Author: Tatsuya Tanaka|Representative Director, ELT Japan

Even for top-tier corporate lawyers from civil law jurisdictions, do you find yourself under immense stress during the "raw, real-time negotiations" in English that are typical of cross-border transactions?

You may be able to spend hours reviewing NDAs (Non-Disclosure Agreements) and SPAs (Share Purchase Agreements) and produce meticulous markups, but when it comes to a tense conference call with opposing counsel, do you find yourself overwhelmed by their rapid-fire speech and logical arguments, unable to push back effectively?

Furthermore, many are anxious about their future LL.M. studies in the US or the UK, wondering if they can survive the unique "Socratic method" and networking demands of local law schools.

This article goes beyond mere language barriers to clarify the gap between common law and civil law systems. We will provide a thorough guide to key clauses frequently encountered in cross-border M&A, practical phrases for succeeding in tough negotiations with native English-speaking lawyers, and strategies for a successful LL.M. experience abroad.

1. Reading Isn't Enough to Compete: The Critical Gap Between Common Law and Civil Law

Directly translating and interpreting English contracts from a civil law perspective won't work in cross-border negotiations. This is because the underlying mindset of the legal systems is fundamentally different.

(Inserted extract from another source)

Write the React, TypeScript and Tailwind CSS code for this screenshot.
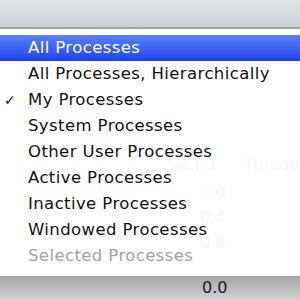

In civil law systems, such as Japan's, it is common for matters not explicitly written in a contract to be supplemented by statutory provisions or the "principle of good faith." Consequently, contracts in these jurisdictions often include "good faith negotiation" clauses, stating that "any disputes shall be resolved through sincere consultation."

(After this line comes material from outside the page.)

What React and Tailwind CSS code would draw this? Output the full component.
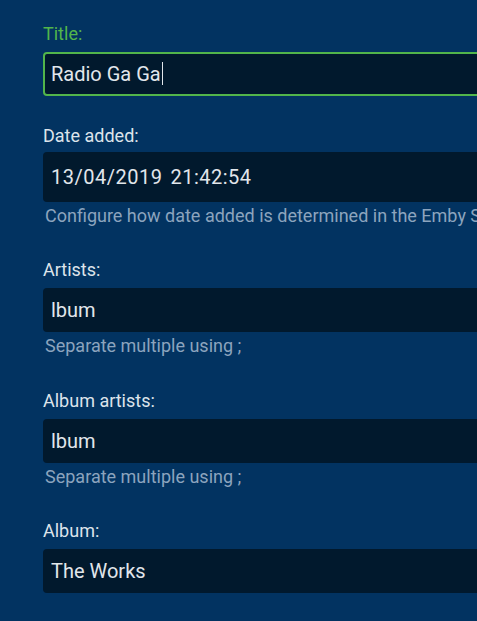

In contrast, the world of common law operates on the principle that "what is written in the document constitutes the entire and final agreement." The Parol Evidence Rule generally prohibits the introduction of prior or contemporaneous oral agreements that are not included in the written contract. Furthermore, since common law does not generally imply a duty of good faith and fair dealing between parties, inserting a civil law-style "good faith negotiation" clause is typically rejected by US attorneys as being "too vague."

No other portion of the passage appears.